When the FILTER clause applies to aggregate functions in the presence of an OVER clause they act as window functions (...) otherwise they act as regular aggregates so that would invalidate your opening sentence, if I understand both the documentation and you correctly. Accepted for being a working solution and meticulous attention to detail, but only reluctantly so for the dependency on sub-queries, for which you are obviously not to blame.
@Patrick: Aggregate functions (can) fold rows, while window functions don't. You obviously don't want to fold rows, so you are in the realm of window functions. The FILTER clause implements some features of window functions for aggregate functions, but you need a window function anyway.
5

I don't think there is any syntax that means "current row" in an expression. The gram.y file for postgres makes a filter clause take just an a_expr, which is just the normal expression clauses. There is nothing specific to window functions or filter clauses in an expression. As far as I can find, the only current row notion in a window clause is for specifying the window frame boundaries. I don't think this gets you what you want.

It's possible that you could get some traction from an enclosing query:

http://www.postgresql.org/docs/current/static/sql-expressions.html

When an aggregate expression appears in a subquery (see Section 4.2.11 and Section 9.22), the aggregate is normally evaluated over the rows of the subquery. But an exception occurs if the aggregate's arguments (and filter_clause if any) contain only outer-level variables: the aggregate then belongs to the nearest such outer level, and is evaluated over the rows of that query.
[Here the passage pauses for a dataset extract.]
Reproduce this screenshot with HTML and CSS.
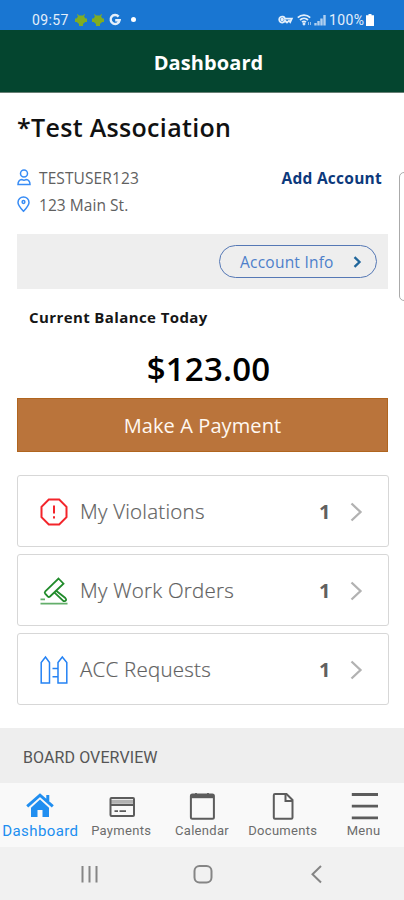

but it's not obvious to me how.

Comments

3

https://www.postgresql.org/docs/release/11.0/

Window functions now support all framing options shown in the SQL:2011 standard, including RANGE distance PRECEDING/FOLLOWING, GROUPS mode, and frame exclusion options

https://dbfiddle.uk/p-TZHp7s

You can do something like

count(dt) over(order by dt RANGE BETWEEN INTERVAL '3 DAYS' PRECEDING AND CURRENT ROW)

1 Comment

This answer is the exact feature the OP (and I!) was looking for. Sadly the feature was only 7 years too late for the OP. Glad I found it though!